JK also suggests what — or rather, who — may have plunked Steve Patterson, Balducci’s non-lawyer partner/Range Rover-mucked-up former state auditor, squarely on the hotseat with Dickie and Zach Scruggs. This CPA named Bill Jones (no relation to John of the Jones law firm) worked in the auditor’s office for Patterson; nowadays, says JK, he’s “an in-house accountant for David Nutt, and … the accountant for the entire SKG joint venture and reviews and approves the SKG expenses.”
“So, you can see,” JK concludes,
Nutt (35%) stood to gain more from a favorable ruling by Judge Lackey than did Scruggs (21.66%) or any other SKG joint venturer, and there is a connection between Nutt’s CPA, Bill Jones, and Steve Patterson. …
All of the above also raises the question of whether the $50,000 bribe was an SKG expense that Nutt was funding, and whether SKG/Nutt were attempting to pass along the bribe as an “expense”, and make their Katrina clients pay it as a litigation expense?
Hmm. At this point I remind you that we’re dealing with guys who rilly love them some fees (“I was not altruistic”) . . .
lotus
UPDATE: The Biloxi Sun-Herald gives us non-locals a face — and more — to put with the name “Henry L. Lackey.”
Y’all. Balducci tried to bribe a Baptist deacon and a member of the state commission on judicial integrity. Either this is THE biggest prosecutorial travesty of BushCo’s many, or some supposedly-master lawyers utterly failed their homework.
Take a look at that photo and join me in ruing that Gregory Peck won’t be around to play Henry Lackey in this movie-to-be . . .
UPDATE II: The NEMS Daily Journal has a thoughtful editorial on this case today.
I speculate that its wording is a good deal calmer than that to be heard at the party that commenter NMC tells us will take place in Oxford tonight. NEVER have I so wanted to be a flowah on the wallpaper.
December 3, 2007 at 12:42 pm
Not much time right now, but here’s some info gleaned from a review of the docket in the Scruggs fee litigation (didnt have time to look at the file)–
1) The complaint (it appears from the docket) leads off with a bad faith claim that, given the demands for arbitration that got blown off, looks pretty good. So– a jury trial with Scruggs exposed to punitive damages? That sounds like a good argument for arbitration to me.
2) Essentially nothing has happened in the case– the order that is the subject of the prosecution isn’t in the file. What is there is a 11/30 order from Judge Lackey recusing himself. The only other thing of any note is that the file was checked out in October by Judge Lackey, and was checked out in late August by the Webb Sanders firm for one day.
Before Balducci was with Langston, he was with Webb Sanders…. That’s an odd one.
December 3, 2007 at 3:24 pm
Great stuff again, NMC! Hope you’ll have time to drop in later and amplify a couple of these points (any word on Lackey’s successor-judge?

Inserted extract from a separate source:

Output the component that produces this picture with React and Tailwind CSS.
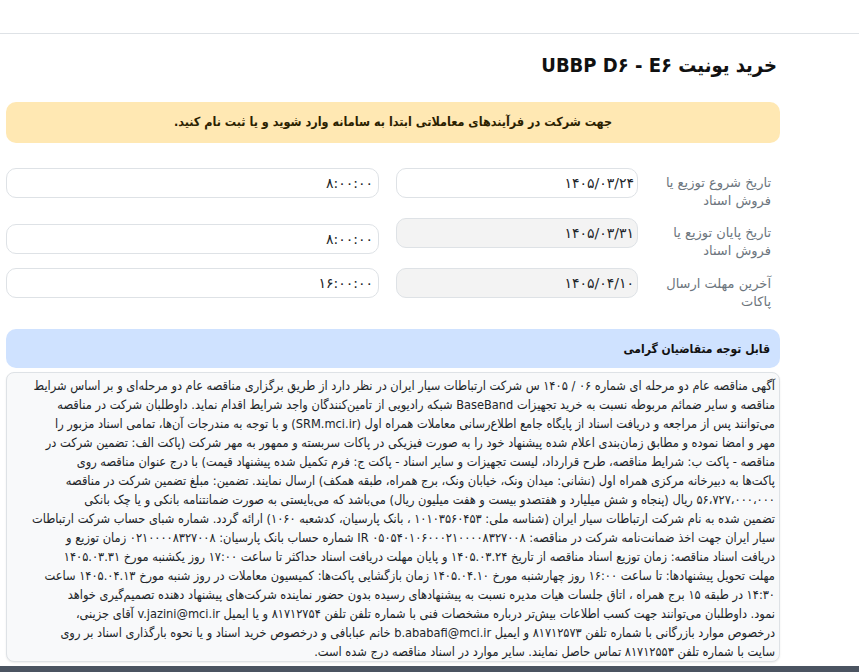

Que pasa Webb Sanders? why odd?)
December 3, 2007 at 3:38 pm
The successor judge may be a while– I suspect that no judge in this district is going to want to grab hold of this hot brick (the alternatives are Elliott and Howorth here) and so it’ll await a pick from the state supreme court.
Webb Sanders is pretty much straight-up insurance defense. it crossed my mind that Balducci may have run back to them for representation when he got nailed, but that would seem odd. So I can’t really imagine why they wanted to get themselves a copy of that file. Other than that, I’ll just have to leave it at that being an odd one.

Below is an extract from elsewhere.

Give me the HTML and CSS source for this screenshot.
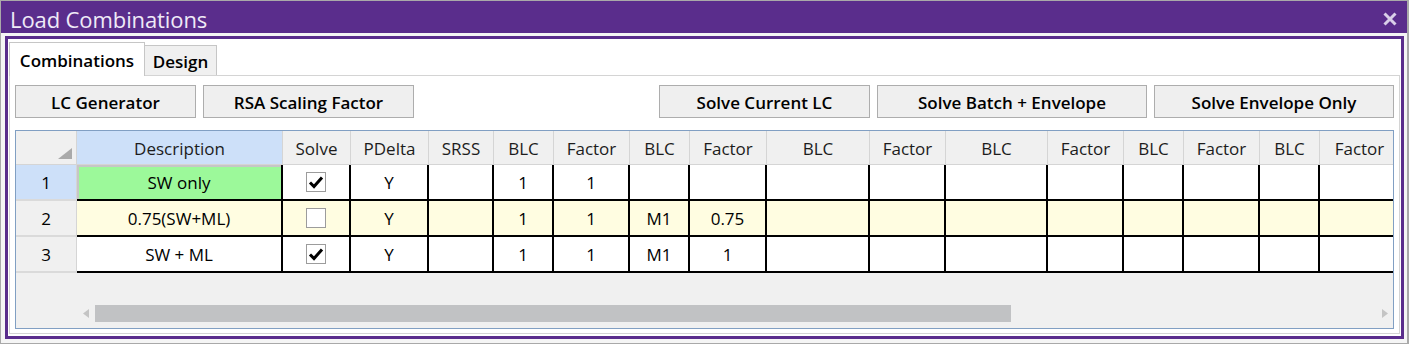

December 3, 2007 at 3:43 pm
Webb Sanders
December 3, 2007 at 4:10 pm
Mm mm MMH, homey mine, what a deal. Thanks for that Webb Sanders link — good to find women’s faces in the MS Bar at last — as 8 of those 14 are. A pretty fresh-faced lot of lawyers there too.
Late August, huh? That’s a long time from Balducci’s “bodies buried” speech on May 9, isn’t it. Wonder if the Feds waited that long to contact him or just what else might have sent him back into WS arms then. Reckon he thought someone there could recommend a good crim-def specialist from elsewhere?
Wonder what Judge Lackey was checking on (for himself or others) too, of course.
I tell you, as antsy as this is making me, I can’t imagine what it’s like for you locals. Not to mention the, ahem, Insiders.